4 November Patagonia Camp, Patagonia Chile: Freezing Frigid Fire-ravaged Fantastic

Waking to rain pattering and wind whistling, (should’ve heeded the message from above); however the sun shone, as breakfast over, we met our fellow walkers in the Puma room (start of all adventures!) Lunch assembled and packed; nip to the loo requested and taken (didn’t wait for a reply), we headed for the minibus. Entering the national park, our last chance to use the facilities over, a short ride later we reached the walk's remote start.
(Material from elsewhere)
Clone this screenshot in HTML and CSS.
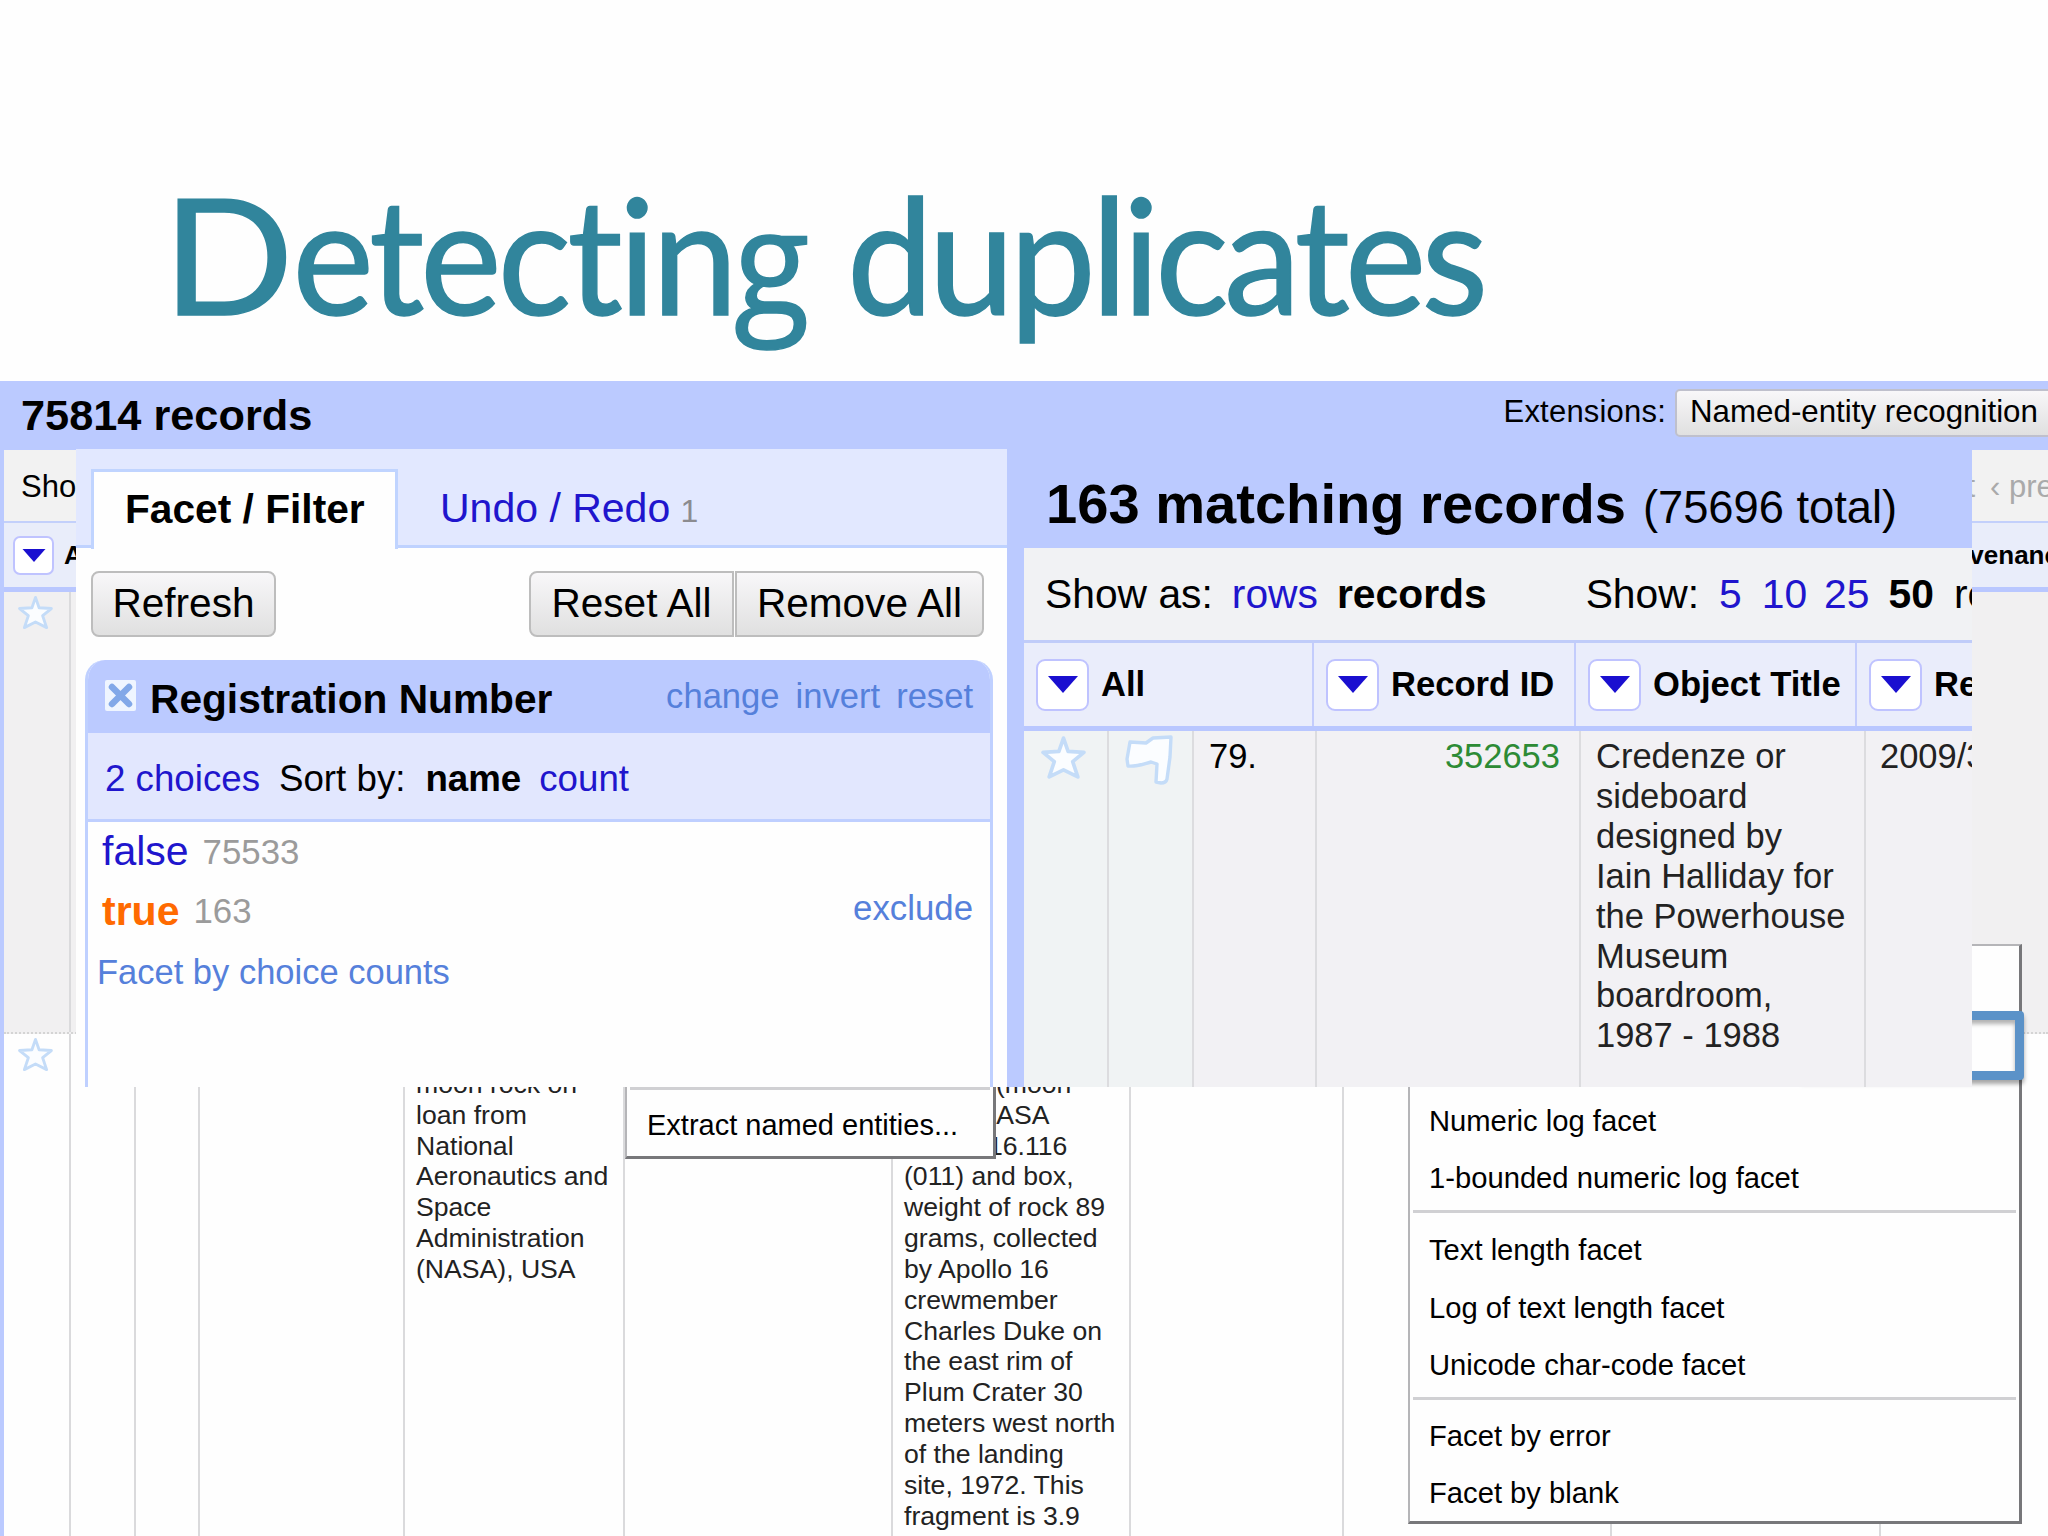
FILE: index.html
```html
<!DOCTYPE html>
<html lang="en">
<head>
<meta charset="utf-8">
<title>Detecting duplicates</title>
<link rel="stylesheet" href="styles.css">
</head>
<body>
<svg class="defs" width="0" height="0">
  <symbol id="star" viewBox="0 0 44 44"><path d="M22 3 L26.5 16 L42 17 L31 26 L36 41 L22 34 L8 41 L13 26 L2 17 L17.5 16 Z" fill="#fbfdff" stroke="#c4dcf8" stroke-width="3.6" stroke-linejoin="round"/></symbol>
  <symbol id="flag" viewBox="0 0 48 50"><path d="M5 7 L21 8 L28 3 L46 2 L45 22 L42 44 Q41 48 36 48 L31 47 L32 29 L26 27 C18 29 12 32 3 31 L2 24 Z" fill="#fbfdff" stroke="#c4dcf8" stroke-width="3.4" stroke-linejoin="round"/></symbol>
  <symbol id="arrow" viewBox="0 0 30 17"><path d="M0 0 H30 L15 17 Z" fill="#1a0fd0"/></symbol>
  <symbol id="close" viewBox="0 0 31 31"><rect width="31" height="31" rx="2" fill="#eff5ff"/><path d="M7 7 L24 24 M24 7 L7 24" stroke="#82a8e8" stroke-width="6.5" stroke-linecap="round"/></symbol>
</svg>
<main class="slide">
  <header class="slide-head"><h1><span class="cap">D</span>etectin<span class="g">g</span> <span class="second">duplicates</span></h1></header>

  <section class="app">
    <div class="topbar">
      <h2>75814 records</h2>
      <div class="ext"><span>Extensions:</span><button>Named-entity recognition</button></div>
    </div>
    <div class="toolbar"><span>Show as:</span><nav><span>« first</span><span class="prev">‹ prev</span></nav></div>
    <div class="cols">
      <div class="col"><i class="dd"><svg><use href="#arrow"/></svg></i>All</div>
      <div class="col last">Provenance</div>
    </div>
    <div class="row odd">
      <div class="cell"><svg class="star"><use href="#star"/></svg></div><div class="fill"></div>
    </div>
    <div class="row grid">
      <div class="cell"><svg class="star"><use href="#star"/></svg></div>
      <div class="cell"></div><div class="cell"></div><div class="cell"></div>
      <div class="cell text">moon rock on<br>loan from<br>National<br>Aeronautics and<br>Space<br>Administration<br>(NASA), USA</div>
      <div class="cell"></div>
      <div class="cell text"><span class="t1">(moon</span><br><span class="t2">NASA</span><br><span class="t3">16.116</span><br>(011) and box,<br>weight of rock 89<br>grams, collected<br>by Apollo 16<br>crewmember<br>Charles Duke on<br>the east rim of<br>Plum Crater 30<br>meters west north<br>of the landing<br>site, 1972. This<br>fragment is 3.9</div>
      <div class="cell"></div><div class="cell"></div><div class="cell"></div><div></div>
    </div>
  </section>

  <div class="menu extract"><hr><p>Extract named entities...</p></div>

  <div class="menu facets">
    <p>Numeric log facet</p><p>1-bounded numeric log facet</p>
    <hr>
    <p>Text length facet</p><p>Log of text length facet</p><p>Unicode char-code facet</p>
    <hr>
    <p>Facet by error</p><p>Facet by blank</p>
  </div>
  <div class="marker"></div>

  <section class="front">
    <aside class="left">
      <div class="tabs"><div class="tab">Facet / Filter</div><div class="undo">Undo / Redo <small>1</small></div></div>
      <div class="buttons"><button class="b-refresh">Refresh</button><button class="b-reset">Reset All</button><button class="b-remove">Remove All</button></div>
      <div class="facet">
        <div class="f-head"><svg class="close"><use href="#close"/></svg><h3>Registration Number</h3><div class="f-links"><a>change</a><a>invert</a><a>reset</a></div></div>
        <div class="f-sort"><a>2 choices</a><span class="sort">Sort by:</span><b>name</b><a>count</a></div>
        <div class="f-body">
          <div class="choice"><a>false</a><span class="n">75533</span></div>
          <div class="choice on"><b>true</b><span class="n">163</span><a class="exclude">exclude</a></div>
          <div class="by-count">Facet by choice counts</div>
        </div>
      </div>
    </aside>
    <div class="right">
      <div class="r-head"><b>163 matching records</b><span>(75696 total)</span></div>
      <div class="r-tool"><span>Show as:</span><a class="rows">rows</a><b class="recs">records</b><span class="show">Show:</span><a class="n5">5</a><a class="n10">10</a><a class="n25">25</a><b class="n50">50</b><span class="rr">records</span></div>
      <div class="r-cols">
        <div><i class="dd"><svg><use href="#arrow"/></svg></i>All</div>
        <div><i class="dd"><svg><use href="#arrow"/></svg></i>Record ID</div>
        <div><i class="dd"><svg><use href="#arrow"/></svg></i>Object Title</div>
        <div><i class="dd"><svg><use href="#arrow"/></svg></i>Registration</div>
      </div>
      <div class="r-row">
        <div class="cool"><svg class="bigstar"><use href="#star"/></svg></div>
        <div class="cool"><svg class="flag"><use href="#flag"/></svg></div>
        <div class="idx">79.</div>
        <div class="id">352653</div>
        <div class="obj">Credenze or<br>sideboard<br>designed by<br>Iain Halliday for<br>the Powerhouse<br>Museum<br>boardroom,<br>1987 - 1988</div>
        <div class="reg">2009/3</div>
      </div>
    </div>
  </section>
</main>
</body>
</html>
```
FILE: styles.css
```css
* { box-sizing: border-box; }
body { margin: 0; background: #fff; font-family: "Liberation Sans", Arial, sans-serif; color: #000; }
h1, h2, h3, p { margin: 0; }
hr { border: 0; margin: 0; }
.defs { position: absolute; }
button { font-family: inherit; color: #000; padding: 0; background: linear-gradient(#f8f7f9, #e0e0e0); border: 2px solid #bdbdbd; white-space: nowrap; }

.slide { position: relative; width: 2048px; height: 1536px; overflow: hidden; display: flex; flex-direction: column; background: #fefefe; }
.slide-head { height: 381px; padding: 153px 0 0 164px; }
h1 { font: 400 162px/200px Lato, sans-serif; color: #31859c; letter-spacing: -4px; word-spacing: 6px; white-space: nowrap; transform: scaleX(.95); transform-origin: 0 0; -webkit-text-stroke: 1.5px #31859c; }
.cap { display: inline-block; transform: scaleX(1.12); transform-origin: 14px 0; margin-right: 16px; }
.g { font-family: "Open Sans", sans-serif; font-size: 146px; line-height: 1px; }
.second { letter-spacing: -4.9px; }

.app { height: 1155px; display: flex; flex-direction: column; background: #fefefe; border-left: 4px solid #bbcaff; }
.topbar { height: 69px; flex: none; display: flex; justify-content: space-between; background: #bbcaff; padding-left: 17px; }
.topbar h2 { font-size: 43.3px; line-height: 69px; }
.ext { display: flex; align-items: flex-start; padding-top: 8px; margin-right: -22px; font-size: 31px; }
.ext span { line-height: 46px; margin-right: 9px; letter-spacing: 0.2px; }
.ext button { width: 395px; height: 48px; border-radius: 5px; border-color: #bfc0cc; font-size: 31.3px; line-height: 41px; text-align: left; padding: 0 0 3px 13px; }
.toolbar { height: 73px; flex: none; display: flex; justify-content: space-between; border-bottom: 2px solid #c3d0fb; background: #f2f2f2; padding-left: 17px; font-size: 31px; line-height: 73px; }
.toolbar nav { display: flex; color: #aaa; white-space: nowrap; }
.toolbar .prev { width: 58px; margin-left: 15px; }
.cols { height: 69px; flex: none; display: flex; justify-content: space-between; background: #e9edfa; border-bottom: 5px solid #b9c7ff; font: bold 26px/66px "Liberation Sans", Arial, sans-serif; }
.col { display: flex; align-items: center; padding-left: 9px; }
.col .dd { width: 41px; height: 39px; border-radius: 7px; margin-right: 10px; }
.col .dd svg { width: 24px; height: 13px; }
.col.last { width: 122px; padding: 0; }
.dd { display: flex; flex: none; align-items: center; justify-content: center; background: #fff; border: 2px solid #bfc3ff; }
.row { display: flex; flex: none; }
.row.odd { height: 442px; background: #f1f0f1; border-bottom: 2px dotted #d4d4d4; }
.row.odd .cell { width: 67px; }
.row.grid { flex: 1; display: grid; grid-template-columns: 67px 65px 64px 205px 220px 268px 238px 213px 268px 269px 1fr; }
.cell { border-right: 2px solid #dadadc; white-space: nowrap; }
.cell .star { display: block; width: 35px; height: 35px; margin: 3px 0 0 14px; }
.text { padding: 35px 0 0 11px; font-size: 26.6px; line-height: 30.83px; color: #222; }
.t1 { padding-left: 92px; }
.t2 { padding-left: 73px; }
.t3 { padding-left: 84px; }

.menu { position: absolute; background: #fefefe; border: 2px solid #b5b5b8; border-right: 3px solid #77777a; border-bottom: 3px solid #77777a; font-size: 29.2px; }
.menu hr { height: 3px; background: #d0d0d3; }
.menu p { white-space: nowrap; }
.extract { left: 625px; top: 1060px; width: 371px; height: 99px; padding: 25px 3px 0; }
.extract p { padding-left: 17px; line-height: 71px; font-size: 29px; }
.facets { left: 1408px; top: 944px; width: 614px; height: 580px; padding: 147px 3px 0 3px; }
.facets p { padding-left: 16px; line-height: 57.2px; }
.facets hr { margin: 3px 0 9px; }
.facets hr + p + p + p + hr { margin: 3px 0 8px; }
.marker { position: absolute; left: 1800px; top: 1011px; width: 224px; height: 69px; border: 9px solid #5b92c8; border-radius: 4px; box-shadow: 0 4px 4px rgba(0,0,0,.35), inset 0 4px 4px rgba(0,0,0,.3); background: #fefefe; }

.front { position: absolute; left: 76px; top: 449px; width: 1896px; height: 638px; overflow: hidden; display: flex; background: #fefefe; }
a { color: #2015cd; }
.left { width: 931px; flex: none; display: flex; flex-direction: column; font-size: 41px; }
.tabs { height: 100px; flex: none; display: flex; align-items: flex-end; background: linear-gradient(#e2e8ff 0 96px, #bfd2ff 96px 99px, #fefefe 99px); padding-left: 15px; }
.tab { width: 307px; height: 80px; border: 3px solid #c0d4ff; border-bottom: 0; background: #fefefe; font-weight: bold; font-size: 40.7px; line-height: 74px; padding: 0 0 0 31px; white-space: nowrap; }
.undo { color: #2015cd; line-height: 76px; margin-left: 42px; white-space: nowrap; }
.undo small { font-size: 32px; color: #8b8b90; margin-left: -1px; }
.buttons { display: flex; padding: 22px 23px 0 15px; }
.buttons button { height: 66px; font-size: 40.6px; line-height: 60px; padding-bottom: 3px; }
.b-refresh { width: 185px; border-radius: 8px; margin-right: auto; }
.b-reset { width: 205px; border-radius: 8px 0 0 8px; margin-right: 1px; }
.b-remove { width: 249px; border-radius: 0 8px 8px 0; }
.facet { flex: 1; margin: 23px 14px 0 9px; border: 3px solid #bfd0ff; border-width: 0 3px; border-radius: 20px 20px 0 0; overflow: hidden; }
.f-head { height: 73px; margin: 0 -3px; background: #bbcaff; display: flex; padding: 0 20px; }
.close { width: 31px; height: 31px; margin: 20px 14px 0 0; }
.f-head h3 { font-size: 40.7px; line-height: 79px; white-space: nowrap; }
.f-links { display: flex; gap: 16px; margin-left: auto; font-size: 34.6px; line-height: 73px; }
.f-links a, .exclude, .by-count { color: #5580db; }
.f-sort { height: 89px; background: #e2e7fe; border-bottom: 3px solid #bfcfff; display: flex; font-size: 36.7px; line-height: 91px; padding-left: 17px; }
.sort { margin: 0 20px 0 19px; }
.f-sort b { margin-right: 18px; }
.choice { height: 59px; display: flex; line-height: 58px; padding-left: 14px; }
.choice.on { line-height: 60px; }
.choice b { color: #ff6a00; }
.n { font-size: 34.8px; color: #9b9b9b; margin-left: 14px; line-height: 60px; }
.exclude { margin-left: auto; margin-right: 17px; font-size: 34.8px; line-height: 53px; }
.by-count { font-size: 34.5px; line-height: 65px; padding-left: 9px; }

.right { flex: 1; min-width: 0; border-left: 17px solid #bbcaff; display: flex; flex-direction: column; white-space: nowrap; }
.r-head { height: 99px; flex: none; background: #bbcaff; display: flex; align-items: baseline; line-height: 109px; padding-left: 22px; }
.r-head b { font-size: 56.1px; }
.r-head span { font-size: 45.3px; margin-left: 17px; }
.r-tool { height: 95px; flex: none; display: flex; background: #f1f2f4; border-bottom: 3px solid #c0ccf9; font-size: 40.8px; line-height: 92px; padding-left: 21px; }
.rows { margin-left: 19px; }
.recs { margin-left: 19px; }
.show { margin-left: 99px; }
.n5 { margin-left: 20px; }
.n10 { margin-left: 20px; }
.n25 { margin-left: 17px; }
.n50 { margin-left: 19px; }
.rr { margin-left: 20px; }
.r-cols { height: 88px; flex: none; display: grid; grid-template-columns: 290px 262px 281px 300px; background: #eaedfb; border-bottom: 5px solid #b9c7ff; font: bold 34.6px/83px "Liberation Sans", Arial, sans-serif; }
.r-cols > div { display: flex; align-items: center; padding-left: 12px; border-right: 2px solid #c3ccfc; }
.r-cols .dd { width: 53px; height: 52px; border-radius: 9px; margin-right: 12px; }
.r-cols svg { width: 30px; height: 17px; }
.r-row { flex: 1; display: grid; grid-template-columns: 85px 85px 123px 264px 285px 200px; background: #f2f1f4; font-size: 34.5px; line-height: 39.9px; color: #222; }
.r-row > div { border-right: 2px solid #dcdcdf; padding-top: 6px; }
.r-row .cool { background: #f0f3f4; padding-top: 4px; }
.bigstar { display: block; width: 45px; height: 45px; margin-left: 17px; }
.flag { display: block; width: 48px; height: 50px; margin-left: 16px; }
.idx { padding-left: 15px; color: #000; }
.id { text-align: right; padding-right: 19px; color: #2d8b35; }
.obj { padding-left: 15px; }
.reg { padding-left: 14px; }
```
Established in 1959 as Parque Nacional de Turismo Lago Grey, it was renamed in 1970, Parque Nacional Torres del Paine; blue in native Tehuelche (Aonikenk) and towers in Spanish. It’s been designated a world biosphere reserve by Unesco since ‘78.

Basking in sunshine we headed gradually up passing a series of pretty lakes, very reminiscent of the Lake District, right down to the daffodils, moorland grasses and weather! It got chillier and chillier! Then windy and windier, and colder and wetter, and finally sleeting with snow! We saw virtually no one; not surprised it was absolutely freezing!

Passing native plants, the famous blue berry bush calafate and the guanaco bush, beloved by guanacos Chile’s wild llama, we saw many dead trees. Turns out in 2011/12 an Israeli backpacker was charged with starting a fire; charges were subsequently dropped, however sadly 176 km² burned destroying about 36 km² of native forest. The other area of dead trees turned out to be very much alive, deciduous ñirre!

Later we saw efforts to reforest, they plant many lenga saplings close together in the hope they will fuse, giving that tree a better chance of survival. Natural fires are uncommon making regeneration even more difficult.

Finding shelter from the elements, fire-spared trees our lunch spot, our guide produced hot soup and coffee miraculously from his back pack! Great for numb hands, but not shivering bodies! We definitely got the full Patagonian 4 seasons in one moment experience!

Too frozen and wet to delve for more layers, we carried on walking to the view point; spectacular, fantastic mistical misty views! A very steep downhill scree descent to a narrow, marginally less vertical, path popped us out across from the minibus where a delicious spread of snacks and drinks awaited! Only thing missing was hot chocolate!

On returning, I requested to see the waterfall near Camp Patagonia. Kindly Simon came with me; although after viewing it, twice as far as advertised, I was a not particularly popular. Hot tub, and dinner definitely revived his spirits. (Still glad we went even if you did need a radio; the area is so remote, everyone is super careful.)

Early morning from yurt

Long cold rainy wet snowy (4 season) walk through empty wilderness with amazing views at the end.

(Route travelled green to red)

(Berberis microphylla flower or Calafate has blue berries, symbol Patagonia; burnt trees; our group; views of first lakes; Guanaco bush, loved by guanacos wild llamas; bushes plus lake; view of glacier on cerro Paine grande through clouds)

(through the lenga woods ravaged (and areas spared) by Forrest fires; ñirre deciduous forest, these are alive!; emerging onto headland overlook after snow and rain subsided, but sadly not the wind!)

(Views from top, Rio Paine ; walking down; replanting lenga trees, loads together as trunks fuse to produce a healthier tree with better chance of survival; lake not sure which one; feast at the bottom!)

(Views of lakes at start and final view point at the end of the walk)

Short walk to see waterfall.

(View of our yurt; waterfall and walk)

We stayed at Patagonia Camp, Torres del Paine, Torres of Torres del Paine, Patagonia National Park, Chile.